→ **What you should do**
In the material below, please retype the lines from the very first through the one with "min-w-0 border border-t-[#808080]", exactly and without pictures.
----
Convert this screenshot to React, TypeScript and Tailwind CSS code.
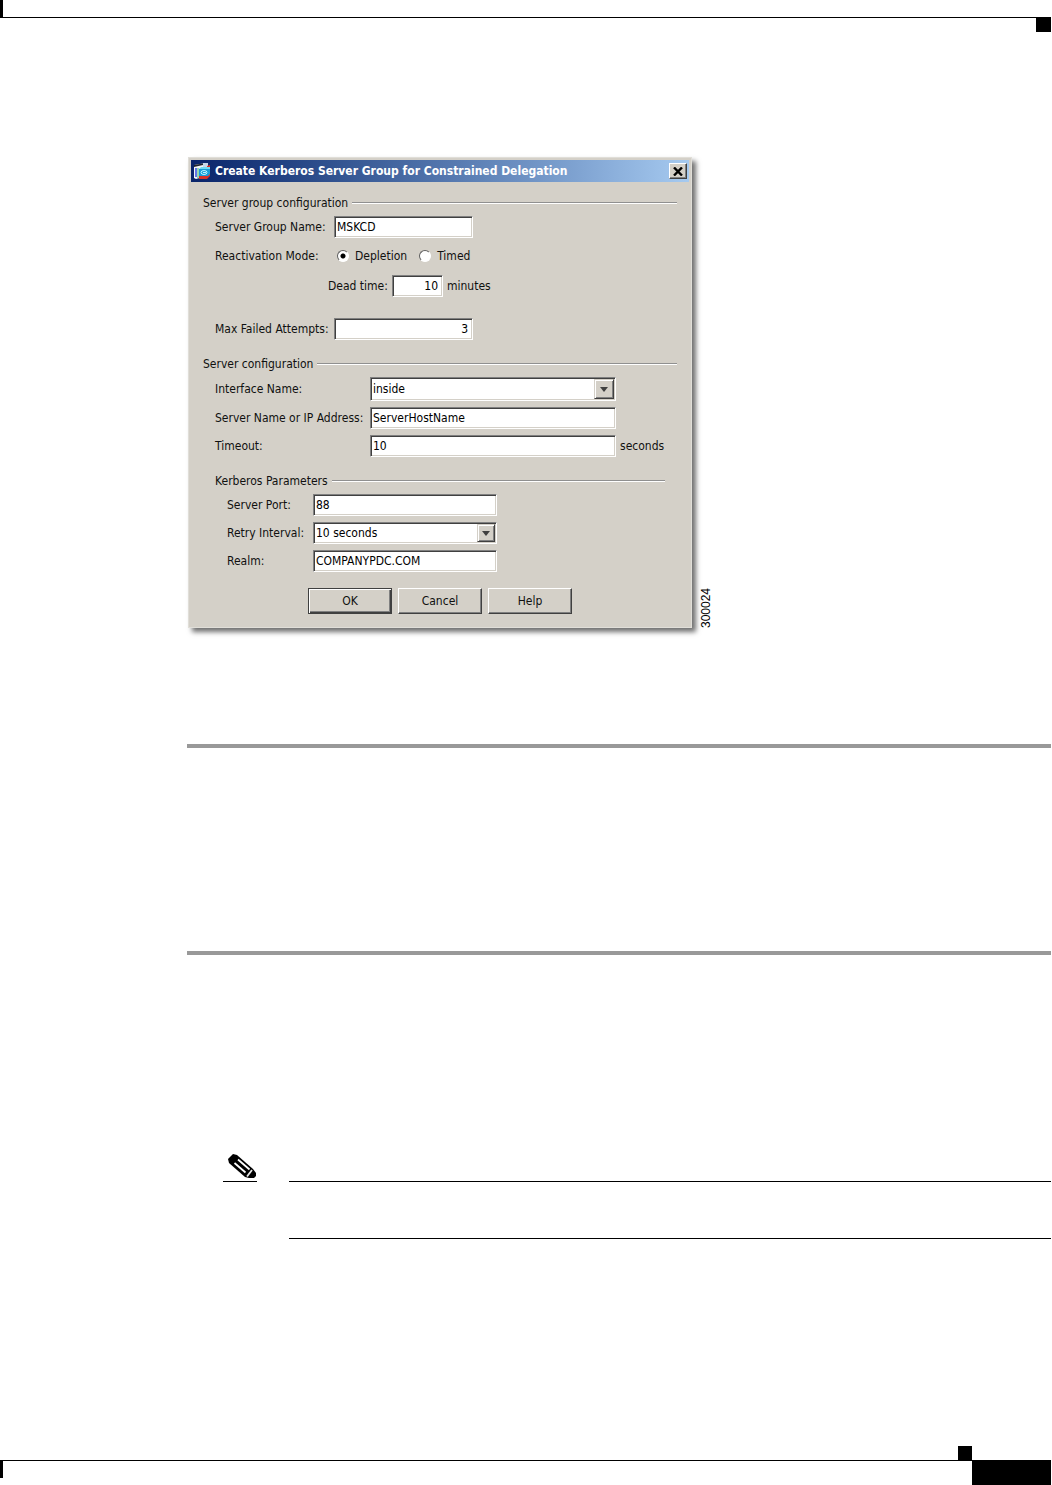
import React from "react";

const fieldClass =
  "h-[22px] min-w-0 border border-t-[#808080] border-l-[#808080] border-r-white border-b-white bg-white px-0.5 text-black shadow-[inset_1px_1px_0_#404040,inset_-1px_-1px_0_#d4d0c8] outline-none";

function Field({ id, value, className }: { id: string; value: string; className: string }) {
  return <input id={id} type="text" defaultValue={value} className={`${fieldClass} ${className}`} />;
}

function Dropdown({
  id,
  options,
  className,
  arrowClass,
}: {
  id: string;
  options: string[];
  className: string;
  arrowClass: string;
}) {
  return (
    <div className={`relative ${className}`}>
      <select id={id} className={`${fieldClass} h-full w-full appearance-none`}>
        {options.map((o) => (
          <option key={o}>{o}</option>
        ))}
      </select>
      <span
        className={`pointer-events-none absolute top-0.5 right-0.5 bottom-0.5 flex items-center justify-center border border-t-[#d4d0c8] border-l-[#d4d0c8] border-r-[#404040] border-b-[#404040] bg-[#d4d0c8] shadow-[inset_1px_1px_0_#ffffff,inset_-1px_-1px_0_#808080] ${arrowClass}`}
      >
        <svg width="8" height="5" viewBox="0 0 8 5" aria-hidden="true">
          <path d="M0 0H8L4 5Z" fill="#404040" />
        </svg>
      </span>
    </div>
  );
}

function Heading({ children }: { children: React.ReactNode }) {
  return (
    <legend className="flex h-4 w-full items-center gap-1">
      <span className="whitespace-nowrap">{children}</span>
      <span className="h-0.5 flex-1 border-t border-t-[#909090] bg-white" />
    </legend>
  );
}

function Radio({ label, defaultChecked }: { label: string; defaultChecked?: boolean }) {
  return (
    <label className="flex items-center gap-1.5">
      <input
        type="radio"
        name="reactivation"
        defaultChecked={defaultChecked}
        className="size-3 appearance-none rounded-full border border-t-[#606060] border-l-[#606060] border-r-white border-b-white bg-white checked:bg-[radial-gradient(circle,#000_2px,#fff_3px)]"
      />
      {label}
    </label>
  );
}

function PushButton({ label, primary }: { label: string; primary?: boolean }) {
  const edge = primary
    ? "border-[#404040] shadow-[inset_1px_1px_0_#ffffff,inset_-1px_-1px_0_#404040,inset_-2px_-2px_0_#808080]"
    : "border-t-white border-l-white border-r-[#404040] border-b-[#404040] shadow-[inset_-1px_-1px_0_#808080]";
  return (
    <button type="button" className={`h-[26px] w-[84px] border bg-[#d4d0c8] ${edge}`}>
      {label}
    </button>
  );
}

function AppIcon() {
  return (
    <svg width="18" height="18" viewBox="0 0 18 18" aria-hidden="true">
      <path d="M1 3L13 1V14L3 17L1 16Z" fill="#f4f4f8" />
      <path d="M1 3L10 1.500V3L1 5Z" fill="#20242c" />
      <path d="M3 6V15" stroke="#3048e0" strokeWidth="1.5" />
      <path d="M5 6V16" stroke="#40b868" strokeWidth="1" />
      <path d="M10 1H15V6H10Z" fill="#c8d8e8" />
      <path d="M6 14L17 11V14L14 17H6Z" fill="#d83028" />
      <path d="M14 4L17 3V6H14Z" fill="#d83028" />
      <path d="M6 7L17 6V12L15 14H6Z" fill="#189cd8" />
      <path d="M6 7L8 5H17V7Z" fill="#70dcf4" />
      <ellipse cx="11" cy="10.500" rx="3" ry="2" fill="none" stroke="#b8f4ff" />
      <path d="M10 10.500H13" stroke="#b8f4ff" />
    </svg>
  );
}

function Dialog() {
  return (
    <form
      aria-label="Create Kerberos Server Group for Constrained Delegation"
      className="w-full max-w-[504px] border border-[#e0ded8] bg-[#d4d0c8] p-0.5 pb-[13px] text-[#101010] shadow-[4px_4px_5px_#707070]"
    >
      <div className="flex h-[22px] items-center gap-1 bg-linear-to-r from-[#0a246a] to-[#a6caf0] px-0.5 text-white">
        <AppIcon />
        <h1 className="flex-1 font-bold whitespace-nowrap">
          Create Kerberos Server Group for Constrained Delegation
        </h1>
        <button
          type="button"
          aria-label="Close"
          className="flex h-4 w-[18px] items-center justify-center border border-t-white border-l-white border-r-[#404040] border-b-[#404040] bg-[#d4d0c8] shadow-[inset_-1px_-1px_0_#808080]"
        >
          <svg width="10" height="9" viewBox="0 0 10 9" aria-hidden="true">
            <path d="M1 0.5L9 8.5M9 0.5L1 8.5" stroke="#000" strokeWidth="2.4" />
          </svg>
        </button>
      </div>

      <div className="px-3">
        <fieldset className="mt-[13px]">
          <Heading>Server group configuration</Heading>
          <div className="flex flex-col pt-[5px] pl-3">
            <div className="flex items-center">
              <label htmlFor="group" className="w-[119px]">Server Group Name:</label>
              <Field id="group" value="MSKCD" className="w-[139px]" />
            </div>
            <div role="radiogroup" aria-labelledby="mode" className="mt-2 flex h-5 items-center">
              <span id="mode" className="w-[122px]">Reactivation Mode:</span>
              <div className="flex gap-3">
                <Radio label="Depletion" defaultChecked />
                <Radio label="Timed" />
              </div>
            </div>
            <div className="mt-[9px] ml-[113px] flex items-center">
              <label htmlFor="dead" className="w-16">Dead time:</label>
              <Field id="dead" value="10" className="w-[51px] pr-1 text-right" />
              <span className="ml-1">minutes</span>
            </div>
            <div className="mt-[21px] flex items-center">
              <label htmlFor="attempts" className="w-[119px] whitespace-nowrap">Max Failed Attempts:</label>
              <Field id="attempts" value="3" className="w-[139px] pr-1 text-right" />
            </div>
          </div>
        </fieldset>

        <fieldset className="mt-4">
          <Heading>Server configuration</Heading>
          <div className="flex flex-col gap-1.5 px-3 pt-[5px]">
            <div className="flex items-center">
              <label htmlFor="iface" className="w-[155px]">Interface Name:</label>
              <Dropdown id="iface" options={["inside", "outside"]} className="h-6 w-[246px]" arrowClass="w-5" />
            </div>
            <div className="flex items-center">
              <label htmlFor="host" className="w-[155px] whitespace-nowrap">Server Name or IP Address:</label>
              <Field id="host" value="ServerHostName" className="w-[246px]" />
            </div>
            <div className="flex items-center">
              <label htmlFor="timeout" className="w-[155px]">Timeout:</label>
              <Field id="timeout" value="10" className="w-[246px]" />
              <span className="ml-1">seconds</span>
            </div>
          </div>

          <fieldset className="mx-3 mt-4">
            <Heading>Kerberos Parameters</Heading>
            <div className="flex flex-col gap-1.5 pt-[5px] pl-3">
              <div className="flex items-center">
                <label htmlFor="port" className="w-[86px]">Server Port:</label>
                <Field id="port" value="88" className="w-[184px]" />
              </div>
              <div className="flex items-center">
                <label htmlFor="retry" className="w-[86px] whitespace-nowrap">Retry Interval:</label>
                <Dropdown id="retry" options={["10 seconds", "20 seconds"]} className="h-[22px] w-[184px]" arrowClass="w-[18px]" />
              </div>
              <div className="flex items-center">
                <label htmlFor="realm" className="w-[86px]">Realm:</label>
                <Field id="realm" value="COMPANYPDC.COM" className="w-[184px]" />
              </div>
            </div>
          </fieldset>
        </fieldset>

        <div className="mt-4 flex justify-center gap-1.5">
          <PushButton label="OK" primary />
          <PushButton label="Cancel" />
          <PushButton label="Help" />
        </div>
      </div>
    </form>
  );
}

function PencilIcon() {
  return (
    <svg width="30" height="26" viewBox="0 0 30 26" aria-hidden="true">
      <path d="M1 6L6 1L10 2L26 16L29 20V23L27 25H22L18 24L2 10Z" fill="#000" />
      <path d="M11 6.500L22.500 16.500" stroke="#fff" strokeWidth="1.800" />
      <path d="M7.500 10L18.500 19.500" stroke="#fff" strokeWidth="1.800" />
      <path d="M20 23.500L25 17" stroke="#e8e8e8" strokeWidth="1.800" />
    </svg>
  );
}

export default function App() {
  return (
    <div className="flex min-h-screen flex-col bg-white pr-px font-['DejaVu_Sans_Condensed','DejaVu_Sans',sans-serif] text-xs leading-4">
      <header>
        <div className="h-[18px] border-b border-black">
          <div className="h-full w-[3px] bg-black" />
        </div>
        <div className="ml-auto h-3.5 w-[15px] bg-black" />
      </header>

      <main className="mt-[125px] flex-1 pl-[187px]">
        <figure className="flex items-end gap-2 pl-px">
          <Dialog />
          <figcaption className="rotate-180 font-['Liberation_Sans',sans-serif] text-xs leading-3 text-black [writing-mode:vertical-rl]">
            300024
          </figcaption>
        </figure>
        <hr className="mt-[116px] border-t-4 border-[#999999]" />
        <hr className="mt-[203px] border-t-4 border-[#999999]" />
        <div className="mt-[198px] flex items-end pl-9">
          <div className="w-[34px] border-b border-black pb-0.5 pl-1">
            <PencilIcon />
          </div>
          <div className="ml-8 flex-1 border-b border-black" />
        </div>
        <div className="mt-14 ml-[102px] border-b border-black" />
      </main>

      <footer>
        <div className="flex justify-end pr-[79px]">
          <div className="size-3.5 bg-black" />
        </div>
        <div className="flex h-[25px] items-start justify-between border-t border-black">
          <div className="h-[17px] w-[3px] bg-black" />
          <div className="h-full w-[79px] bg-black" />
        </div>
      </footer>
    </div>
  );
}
----
→ **Expected answer**
Convert this screenshot to React, TypeScript and Tailwind CSS code.
import React from "react";

const fieldClass =
  "h-[22px] min-w-0 border border-t-[#808080] border-l-[#808080] border-r-white border-b-white bg-white px-0.5 text-black shadow-[inset_1px_1px_0_#404040,inset_-1px_-1px_0_#d4d0c8] outline-none";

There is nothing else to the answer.